Wolf acknowledged that “a huge, overwhelming segment of America does not really give a damn what cops do in the course of maintaining order because they assume (probably correctly) that abuse at the hands of the police will never happen to them. As long as the cops keep people away from my door, they have my blessing handling ‘the thugs’ in whatever way they see fit.”

Notice, beloved, that Wolf didn’t take easy refuge in the highly questionable 2016 study—cited in the New York Times and many other media outlets—authored by Harvard professor Roland Fryer, that concluded that black folk are less likely to be shot in a conflict with the police than suspects of other races. The study was doomed by a few factors. First, it only studied ten police departments in three states. It also underplayed the widely varying institutional frameworks that shape how policing is done from department to department. The three states Fryer examined are all members of a White House initiative on policing data that got started in 2015, suggesting that a measure of self-selection, self-fulfillment is at play: departments that already value data-collection and transparency will have different outcomes in any such study because of their laudatory priorities.

It quickly becomes clear that there simply wasn’t enough data in Fryer’s study. Compare the amount of information in Fryer’s study to that of the FBI’s Uniform Crime Report database, which collects data from thousands of police departments across the land. The data Fryer studied in three states over 16 years is about equal to what the FBI database is able to collect in just two to three years. To quote the philosopher Shawn Carter, “We don’t believe you, you need more people.” Fryer concluded that there’s scant statistical difference between the races when the police stop them. But the basis for his conclusion is troubling. Fryer studied folk who had already been stopped by the police, and were then subsequently killed. He never asks—plain avoids—the question of whether black folk are more likely to be stopped in the first place, and whether they’re more likely to be stopped for no good reason.

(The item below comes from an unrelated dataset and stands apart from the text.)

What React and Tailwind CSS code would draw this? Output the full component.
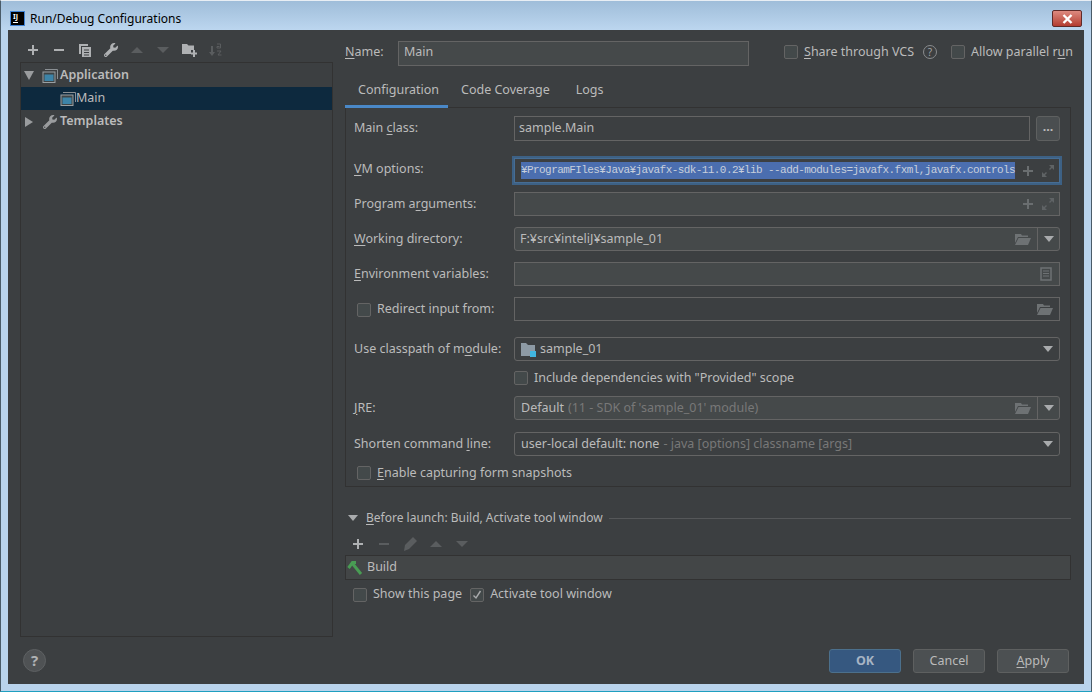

The answer to both questions is yes. A serious flaw riddled Fryer’s data: it did not distinguish between the likelihood of getting shot when being accosted by police for a traffic infraction or for shooting up a church—only the likelihood of getting shot. As noted journalist Dara Lind cogently argues, “When people talk about racial disparities in police use of force, they’re usually not asking, Is a black American stopped by police treated the same as a white American in the same circumstances? . . . They’re saying that black Americans are more likely to get stopped by police, which makes them more likely to get killed.”

*

Beloved, surely you understand how vexed we are by our situation. Surely you understand how the legacy of terror stalks us at every turn, dogs our every step. Surely you understand that police brutality pounds our lives in unrelenting waves. Can you not see that too many cops kill us off like animals without a second thought?

For God’s sake, imagine little Johnny being executed because he drank too much liquor and mouthed off at the cops. Imagine little Jill getting her long blonde hair yanked and her arms pulled behind her back and being slapped around and beat down because she dared ask why she was being stopped. Or being thrown around her classroom because she didn’t want to give up her phone. Imagine seeing video of cops high-fiving each other after one of them heartlessly shoots down your unarmed buddy Larry for no good reason. Imagine hearing one cop whisper to a fellow cop that he should make sure his body camera is turned off.

Beloved, you must not be defensive when you hear our hurt. We who proclaim the terror of cops do not hate all cops. We hate what cops have been made to be. We hate how cops hate us. We hate that cops don’t treat us the way they treat you.